Following four-plus years of assault by the ruling Law and Justice (PiS) party, the embattled Polish judiciary may be on its last legs. On 4 February, amid mass domestic and international protest, Polish president Andrzej Duda signed into law a deeply-controversial set of new reforms openly defying the authority of the EU’s top court and seeking to prevent Polish judges from applying EU law under penalty of suspension, fines, salary cuts and dismissal, note analysts ELENA CRESPI AND JOSHUA RATLIFF.
The power consolidation strategy pursued by the Law and Justice government since it came to power in 2015 has taken repeated aim at judicial restraints on the government’s ability to act, and represents at its core an effort to dismantle the very checks and balances that characterize democratic forms of government, they write for the EU Observer:
Modelled in many respects on the same blueprint for democratic decline followed in Hungary by strongman Viktor Orbán and his ruling Fidesz party – which, within less than a decade, has managed to overturn the fundamental tenets of European constitutional order and supersede them with the political oxymoron dubbed ‘illiberal democracy’ – the government in Poland has sought to fuse the ruling party and the state.
But some conservative observers insists that the ruling Law and Justice party is not seeking to undermine democracy but to challenge liberal orthodoxy.
Liberalism has come to have two faces, argues Ryszard Legutko, a philosophy professor at Kraków’s Jagiellonian University:
- The first face is a specific political and philosophical doctrine. You can read John Locke, for example, or Benjamin Constant, or John Stuart Mill. Their visions of man in society entail a variety of presuppositions, and like any other theoretical conception, they may become objects of criticism.
- The second face is that of a super-theory, a comprehensive and obligatory way of thinking that is enforced in modern society as the best regulator of human diversity and the only sure guarantee of freedom. … Karl Popper set up this all-or-nothing choice in The Open Society and Its Enemies.

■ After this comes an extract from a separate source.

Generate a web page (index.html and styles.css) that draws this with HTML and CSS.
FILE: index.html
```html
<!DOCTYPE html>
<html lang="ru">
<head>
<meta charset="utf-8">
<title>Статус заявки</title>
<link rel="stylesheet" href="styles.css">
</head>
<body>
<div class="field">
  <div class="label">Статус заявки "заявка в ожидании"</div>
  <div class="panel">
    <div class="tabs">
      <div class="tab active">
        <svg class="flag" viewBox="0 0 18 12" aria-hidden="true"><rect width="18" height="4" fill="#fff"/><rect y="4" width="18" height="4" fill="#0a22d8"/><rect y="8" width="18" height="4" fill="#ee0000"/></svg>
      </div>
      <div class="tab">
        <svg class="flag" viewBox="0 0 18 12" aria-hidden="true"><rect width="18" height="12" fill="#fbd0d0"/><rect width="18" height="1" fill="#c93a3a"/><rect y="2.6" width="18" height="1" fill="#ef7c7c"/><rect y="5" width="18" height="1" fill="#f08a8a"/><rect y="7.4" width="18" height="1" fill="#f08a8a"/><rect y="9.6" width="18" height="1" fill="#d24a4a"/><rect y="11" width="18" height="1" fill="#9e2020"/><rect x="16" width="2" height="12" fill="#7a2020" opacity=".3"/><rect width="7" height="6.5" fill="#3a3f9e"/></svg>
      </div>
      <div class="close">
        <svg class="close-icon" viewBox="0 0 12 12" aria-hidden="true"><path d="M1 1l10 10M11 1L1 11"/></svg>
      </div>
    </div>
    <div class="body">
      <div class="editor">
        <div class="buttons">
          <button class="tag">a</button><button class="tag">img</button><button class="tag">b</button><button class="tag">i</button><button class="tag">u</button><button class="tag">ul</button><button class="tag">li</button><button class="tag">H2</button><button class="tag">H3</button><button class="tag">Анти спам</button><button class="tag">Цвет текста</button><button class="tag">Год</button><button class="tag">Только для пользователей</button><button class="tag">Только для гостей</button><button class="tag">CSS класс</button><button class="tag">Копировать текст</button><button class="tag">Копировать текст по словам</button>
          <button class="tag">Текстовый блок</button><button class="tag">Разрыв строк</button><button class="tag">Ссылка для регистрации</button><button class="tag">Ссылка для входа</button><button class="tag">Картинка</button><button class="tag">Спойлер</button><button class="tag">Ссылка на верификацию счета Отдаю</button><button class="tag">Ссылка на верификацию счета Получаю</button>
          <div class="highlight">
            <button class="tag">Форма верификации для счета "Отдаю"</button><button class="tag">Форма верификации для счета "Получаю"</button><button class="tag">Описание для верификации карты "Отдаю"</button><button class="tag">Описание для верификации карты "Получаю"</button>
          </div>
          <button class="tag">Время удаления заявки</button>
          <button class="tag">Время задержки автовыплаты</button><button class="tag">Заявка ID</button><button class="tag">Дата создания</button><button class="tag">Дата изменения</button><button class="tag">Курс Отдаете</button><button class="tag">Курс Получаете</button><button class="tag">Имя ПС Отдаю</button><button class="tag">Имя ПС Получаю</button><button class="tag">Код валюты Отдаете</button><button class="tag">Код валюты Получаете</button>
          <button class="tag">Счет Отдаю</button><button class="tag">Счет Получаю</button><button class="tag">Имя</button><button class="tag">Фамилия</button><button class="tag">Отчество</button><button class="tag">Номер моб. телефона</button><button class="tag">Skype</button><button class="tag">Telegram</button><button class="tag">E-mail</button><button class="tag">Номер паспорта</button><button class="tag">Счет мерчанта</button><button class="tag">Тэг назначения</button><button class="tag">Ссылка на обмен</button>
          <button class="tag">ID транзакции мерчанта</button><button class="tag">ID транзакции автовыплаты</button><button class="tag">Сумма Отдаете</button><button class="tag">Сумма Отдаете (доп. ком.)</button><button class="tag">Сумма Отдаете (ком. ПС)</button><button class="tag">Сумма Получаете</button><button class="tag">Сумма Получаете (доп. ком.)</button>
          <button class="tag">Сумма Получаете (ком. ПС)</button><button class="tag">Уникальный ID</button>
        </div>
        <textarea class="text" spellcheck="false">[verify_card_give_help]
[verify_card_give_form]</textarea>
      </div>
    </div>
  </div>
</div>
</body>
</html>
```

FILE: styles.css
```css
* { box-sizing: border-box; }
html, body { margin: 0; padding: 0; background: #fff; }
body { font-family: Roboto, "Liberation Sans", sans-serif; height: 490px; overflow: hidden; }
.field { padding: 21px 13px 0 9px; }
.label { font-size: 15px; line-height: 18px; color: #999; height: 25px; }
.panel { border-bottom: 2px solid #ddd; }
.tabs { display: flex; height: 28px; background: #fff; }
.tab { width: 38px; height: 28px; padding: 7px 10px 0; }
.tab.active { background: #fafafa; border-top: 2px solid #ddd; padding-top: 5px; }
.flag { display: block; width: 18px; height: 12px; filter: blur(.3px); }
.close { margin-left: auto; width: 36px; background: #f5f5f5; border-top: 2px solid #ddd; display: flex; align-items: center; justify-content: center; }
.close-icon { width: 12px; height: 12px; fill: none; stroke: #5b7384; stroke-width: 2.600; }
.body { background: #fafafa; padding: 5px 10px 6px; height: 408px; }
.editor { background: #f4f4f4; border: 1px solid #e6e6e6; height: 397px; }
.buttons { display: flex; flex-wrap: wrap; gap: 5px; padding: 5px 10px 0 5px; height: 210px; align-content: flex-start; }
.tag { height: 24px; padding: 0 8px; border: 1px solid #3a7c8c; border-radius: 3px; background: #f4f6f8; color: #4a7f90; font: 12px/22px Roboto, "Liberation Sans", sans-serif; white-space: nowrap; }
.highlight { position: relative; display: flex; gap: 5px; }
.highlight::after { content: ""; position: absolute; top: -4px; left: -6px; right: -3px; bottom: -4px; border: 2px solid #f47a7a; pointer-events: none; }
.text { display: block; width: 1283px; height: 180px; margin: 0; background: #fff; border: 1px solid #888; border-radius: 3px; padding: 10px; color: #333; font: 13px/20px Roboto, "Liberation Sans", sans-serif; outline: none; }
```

Isaiah Berlin implies the same in his widely read essay, “Two Concepts of Liberty.”
These two faces—one proposing a set of political ideas, the other insisting that because of its unique inclusiveness and openness, only liberalism can be the basis for a just society—have fused, he writes for First Things. Liberalism as a specific political doctrine, one of many, identifies itself with liberalism as a super-theory and imposes itself on modern society as obligatory and above discussion.
Individual freedom cannot be wholly determined by and immersed in the dogmas and presuppositions of the reigning political ideology, whether monarchic, socialist, liberal, or democratic, Legutko argues. Liberalism and its development into a super-theory make it difficult for human beings to attain such a perspective. Two factors are at work:
- On the one hand, liberalism addresses people as individuals. It tells each person that he has rights and that insofar as liberalism reigns supreme, he will be free to become whoever and whatever he wants.
- On the other hand, liberalism is a political construction that promises to secure individual rights only on condition that people adhere to its increasingly intrusive regulations and, more importantly, embrace the entirety of its ideology concerning right and wrong, what to love and whom to hate.
The combination of these two elements, plus the general thoughtlessness of liberal society, creates a mental trap, Legutko insists: The more one sees one’s independence in liberal terms, the more one succumbs to ideological conformity; the more one thinks of oneself as a master bearing innumerable rights, the more one resembles the Aristotelian slave.
Some observers have insisted that conservative critics of liberal democracy like Legutko seek the restoration of “essentially majoritarian democracy resting on constitutional liberal guarantees of free speech, free association, free media, and other liberties,” notes Marc F. Plattner, the founding coeditor of the Journal of Democracy and the cochair of the Research Council of the National Endowment for Democracy’s International Forum for Democractic Studies.
But there is “no evidence” in his recent book, The Demon in Democracy: Totalitarian Temptations in Free Societies, that Legutko himself sees his aim to be that of restoring liberal democracy to the healthier condition that it enjoyed in previous centuries,” he wrote for The Journal of Democracy. “I think he wants it to be superseded by other kinds of governments and societies, presumably including those that PiS and its leader Jarosław Kaczyñski are trying to build in Poland.”
While liberalism is frequently linked to democracy and capitalism, its precise relationship with them is nonetheless not obvious; liberals have not always been democrats and probably need not be capitalists, notes Daniel Luban, a junior research fellow in politics at Oxford University.
Liberalism can equally refer to a set of political principles (freedom and equality, for instance, or individual rights) or to a certain political style (conciliatory and consensus-driven, or gradualist and anti-utopian). There may be a broad affinity between the principles and the style, but they don’t always go together, he writes for Dissent.
indeed, the starkest alternative to liberalism currently on offer is not democracy, or socialism, or communitarianism—all of whose tensions with liberalism, however real, are likely not irreconcilable—but an authoritarian capitalism that is equally opposed to all of these possibilities, Luban contends.